## EXERCISE GOAL
Reproduce the listing below exactly. Pictures do not belong in the copy.
════════════════════
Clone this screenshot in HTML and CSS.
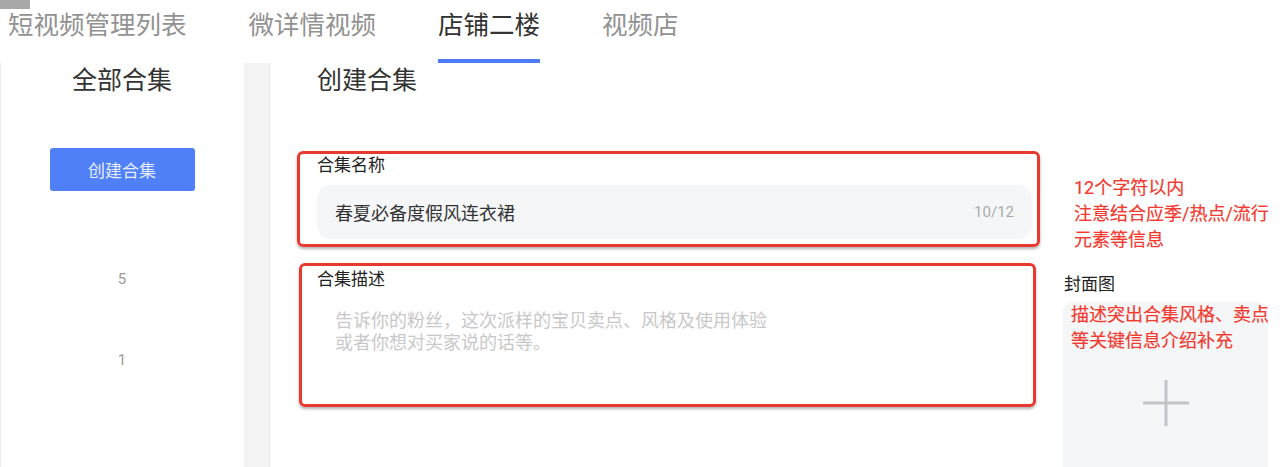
FILE: index.html
```html
<!DOCTYPE html>
<html lang="zh-CN">
  <head>
    <meta charset="UTF-8" />
    <meta name="viewport" content="width=device-width, initial-scale=1.0" />
    <title>店铺二楼 - 创建合集</title>
    <link rel="stylesheet" href="styles.css">
  </head>
  <body>
    <div class="corner-tag"></div>

    <!-- Tabs -->
    <nav class="tabs">
      <a class="tab">短视频管理列表</a>
      <a class="tab">微详情视频</a>
      <a class="tab active">店铺二楼</a>
      <a class="tab">视频店</a>
    </nav>

    <div class="content">
      <!-- Sidebar -->
      <aside class="sidebar">
        <h2 class="sidebar-title">全部合集</h2>
        <button class="btn-primary">创建合集</button>
        <div class="count first">5</div>
        <div class="count">1</div>
      </aside>

      <div class="gutter"></div>

      <!-- Main -->
      <main class="main">
        <div class="form-col">
          <h2 class="page-title">创建合集</h2>

          <div class="mark mark-name">
            <div class="field-label">合集名称</div>
            <div class="input">
              <span class="input-text">春夏必备度假风连衣裙</span>
              <span class="input-count">10/12</span>
            </div>
          </div>

          <div class="mark mark-desc">
            <div class="field-label">合集描述</div>
            <p class="placeholder">
              告诉你的粉丝，这次派样的宝贝卖点、风格及使用体验<br />
              或者你想对买家说的话等。
            </p>
          </div>
        </div>

        <div class="side-col">
          <p class="note">12个字符以内<br />注意结合应季/热点/流行<br />元素等信息</p>
          <div class="field-label cover-label">封面图</div>
          <div class="cover">
            <p class="note">描述突出合集风格、卖点<br />等关键信息介绍补充</p>
            <svg class="plus" width="48" height="48" viewBox="0 0 48 48">
              <path d="M24 1v46M1 24h46" stroke="#c2c4c9" stroke-width="3" fill="none" />
            </svg>
          </div>
        </div>
      </main>
    </div>
  </body>
</html>
```

FILE: styles.css
```css
body {
  margin: 0;
  background-color: #fff;
  font-family: Roboto, 'Noto Sans CJK SC', sans-serif;
  color: #333;
  width: 1280px;
  height: 467px;
  overflow: hidden;
  position: relative;
}
.corner-tag {
  position: absolute;
  top: 0;
  left: 0;
  width: 30px;
  height: 9px;
  background-color: #a8a8a8;
}
.tabs {
  display: flex;
  gap: 62px;
  padding: 8px 0 0 8px;
  height: 55px;
}
.tab {
  font-size: 25.5px;
  line-height: 34px;
  color: #929292;
  padding-bottom: 17px;
  border-bottom: 4px solid transparent;
}
.tab.active {
  color: #333;
  border-bottom-color: #4e7cf6;
}
.content {
  display: flex;
  height: 404px;
}
.sidebar {
  width: 242px;
  border-left: 1px solid #ececec;
  display: flex;
  flex-direction: column;
  align-items: center;
}
.sidebar-title {
  margin: 0;
  font-size: 25px;
  font-weight: 400;
  line-height: 36px;
  color: #333;
}
.btn-primary {
  margin-top: 49px;
  width: 145px;
  height: 43px;
  border: none;
  border-radius: 3px;
  background-color: #4f80f8;
  color: #e8eeff;
  font-family: inherit;
  font-size: 17px;
}
.count {
  font-size: 15px;
  line-height: 20px;
  color: #9a9a9a;
  margin-top: 61px;
}
.count.first {
  margin-top: 78px;
}
.gutter {
  width: 25px;
  margin-left: 1px;
  background-color: #f3f3f3;
  border-right: 1px solid #e6e6e6;
}
.main {
  flex: 1;
  display: flex;
}
.form-col {
  width: 793px;
}
.page-title {
  margin: 0 0 52px 47px;
  font-size: 25px;
  font-weight: 400;
  line-height: 36px;
  color: #333;
}
.mark {
  border: 3px solid #e8392e;
  border-radius: 6px;
  box-shadow: 0 2px 3px rgba(0, 0, 0, 0.3);
  box-sizing: border-box;
}
.mark-name {
  margin-left: 27px;
  width: 743px;
  height: 96px;
  padding: 0 5px 0 17px;
}
.mark-desc {
  margin: 16px 0 0 29px;
  width: 737px;
  height: 144px;
  padding: 3px 0 0 15px;
}
.field-label {
  font-size: 17px;
  line-height: 20px;
  color: #222;
}
.mark-name .field-label {
  margin-top: 1px;
}
.input {
  margin-top: 10px;
  height: 54px;
  border-radius: 14px;
  background-color: #f5f6f8;
  display: flex;
  align-items: center;
  justify-content: space-between;
  padding: 0 18px;
}
.input-text {
  font-size: 18px;
  color: #333;
}
.input-count {
  font-size: 15px;
  color: #aaa;
}
.placeholder {
  margin: 21px 0 0 18px;
  font-size: 18px;
  line-height: 22px;
  color: #c8c8c8;
}
.side-col {
  width: 205px;
  padding-top: 112px;
}
.note {
  margin: 0 0 0 11px;
  font-size: 18px;
  line-height: 26px;
  font-weight: 400;
  -webkit-text-stroke: 0.2px currentColor;
  color: #f23a2f;
  white-space: nowrap;
}
.cover-label {
  margin: 18px 0 0 1px;
  line-height: 26px;
}
.cover {
  margin-top: 5px;
  height: 180px;
  border-radius: 10px 10px 0 0;
  background-color: #f5f6f8;
  display: flex;
  flex-direction: column;
  align-items: center;
}
.cover .note {
  align-self: flex-start;
  margin: 0 0 0 8px;
}
.plus {
  margin-top: 25px;
}
```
════════════════════
## REPLY
Clone this screenshot in HTML and CSS.
FILE: index.html
```html
<!DOCTYPE html>
<html lang="zh-CN">
  <head>
    <meta charset="UTF-8" />
    <meta name="viewport" content="width=device-width, initial-scale=1.0" />
    <title>店铺二楼 - 创建合集</title>
    <link rel="stylesheet" href="styles.css">
  </head>
  <body>
    <div class="corner-tag"></div>

    <!-- Tabs -->
    <nav class="tabs">
      <a class="tab">短视频管理列表</a>
      <a class="tab">微详情视频</a>
      <a class="tab active">店铺二楼</a>
      <a class="tab">视频店</a>
    </nav>

    <div class="content">
      <!-- Sidebar -->
      <aside class="sidebar">
        <h2 class="sidebar-title">全部合集</h2>
        <button class="btn-primary">创建合集</button>
        <div class="count first">5</div>
        <div class="count">1</div>
      </aside>

      <div class="gutter"></div>

      <!-- Main -->
      <main class="main">
        <div class="form-col">
          <h2 class="page-title">创建合集</h2>

          <div class="mark mark-name">
            <div class="field-label">合集名称</div>
            <div class="input">
              <span class="input-text">春夏必备度假风连衣裙</span>
              <span class="input-count">10/12</span>
            </div>
          </div>

          <div class="mark mark-desc">
            <div class="field-label">合集描述</div>
            <p class="placeholder">
              告诉你的粉丝，这次派样的宝贝卖点、风格及使用体验<br />
              或者你想对买家说的话等。
            </p>
          </div>
        </div>

        <div class="side-col">
          <p class="note">12个字符以内<br />注意结合应季/热点/流行<br />元素等信息</p>
          <div class="field-label cover-label">封面图</div>
          <div class="cover">
            <p class="note">描述突出合集风格、卖点<br />等关键信息介绍补充</p>
            <svg class="plus" width="48" height="48" viewBox="0 0 48 48">
              <path d="M24 1v46M1 24h46" stroke="#c2c4c9" stroke-width="3" fill="none" />
            </svg>
          </div>
        </div>
      </main>
    </div>
  </body>
</html>
```

FILE: styles.css
```css
body {
  margin: 0;
  background-color: #fff;
  font-family: Roboto, 'Noto Sans CJK SC', sans-serif;
  color: #333;
  width: 1280px;
  height: 467px;
  overflow: hidden;
  position: relative;
}
.corner-tag {
  position: absolute;
  top: 0;
  left: 0;
  width: 30px;
  height: 9px;
  background-color: #a8a8a8;
}
.tabs {
  display: flex;
  gap: 62px;
  padding: 8px 0 0 8px;
  height: 55px;
}
.tab {
  font-size: 25.5px;
  line-height: 34px;
  color: #929292;
  padding-bottom: 17px;
  border-bottom: 4px solid transparent;
}
.tab.active {
  color: #333;
  border-bottom-color: #4e7cf6;
}
.content {
  display: flex;
  height: 404px;
}
.sidebar {
  width: 242px;
  border-left: 1px solid #ececec;
  display: flex;
  flex-direction: column;
  align-items: center;
}
.sidebar-title {
  margin: 0;
  font-size: 25px;
  font-weight: 400;
  line-height: 36px;
  color: #333;
}
.btn-primary {
  margin-top: 49px;
  width: 145px;
  height: 43px;
  border: none;
  border-radius: 3px;
  background-color: #4f80f8;
  color: #e8eeff;
  font-family: inherit;
  font-size: 17px;
}
.count {
  font-size: 15px;
  line-height: 20px;
  color: #9a9a9a;
  margin-top: 61px;
}
.count.first {
  margin-top: 78px;
}
.gutter {
  width: 25px;
  margin-left: 1px;
  background-color: #f3f3f3;
  border-right: 1px solid #e6e6e6;
}
.main {
  flex: 1;
  display: flex;
}
.form-col {
  width: 793px;
}
.page-title {
  margin: 0 0 52px 47px;
  font-size: 25px;
  font-weight: 400;
  line-height: 36px;
  color: #333;
}
.mark {
  border: 3px solid #e8392e;
  border-radius: 6px;
  box-shadow: 0 2px 3px rgba(0, 0, 0, 0.3);
  box-sizing: border-box;
}
.mark-name {
  margin-left: 27px;
  width: 743px;
  height: 96px;
  padding: 0 5px 0 17px;
}
.mark-desc {
  margin: 16px 0 0 29px;
  width: 737px;
  height: 144px;
  padding: 3px 0 0 15px;
}
.field-label {
  font-size: 17px;
  line-height: 20px;
  color: #222;
}
.mark-name .field-label {
  margin-top: 1px;
}
.input {
  margin-top: 10px;
  height: 54px;
  border-radius: 14px;
  background-color: #f5f6f8;
  display: flex;
  align-items: center;
  justify-content: space-between;
  padding: 0 18px;
}
.input-text {
  font-size: 18px;
  color: #333;
}
.input-count {
  font-size: 15px;
  color: #aaa;
}
.placeholder {
  margin: 21px 0 0 18px;
  font-size: 18px;
  line-height: 22px;
  color: #c8c8c8;
}
.side-col {
  width: 205px;
  padding-top: 112px;
}
.note {
  margin: 0 0 0 11px;
  font-size: 18px;
  line-height: 26px;
  font-weight: 400;
  -webkit-text-stroke: 0.2px currentColor;
  color: #f23a2f;
  white-space: nowrap;
}
.cover-label {
  margin: 18px 0 0 1px;
  line-height: 26px;
}
.cover {
  margin-top: 5px;
  height: 180px;
  border-radius: 10px 10px 0 0;
  background-color: #f5f6f8;
  display: flex;
  flex-direction: column;
  align-items: center;
}
.cover .note {
  align-self: flex-start;
  margin: 0 0 0 8px;
}
.plus {
  margin-top: 25px;
}
```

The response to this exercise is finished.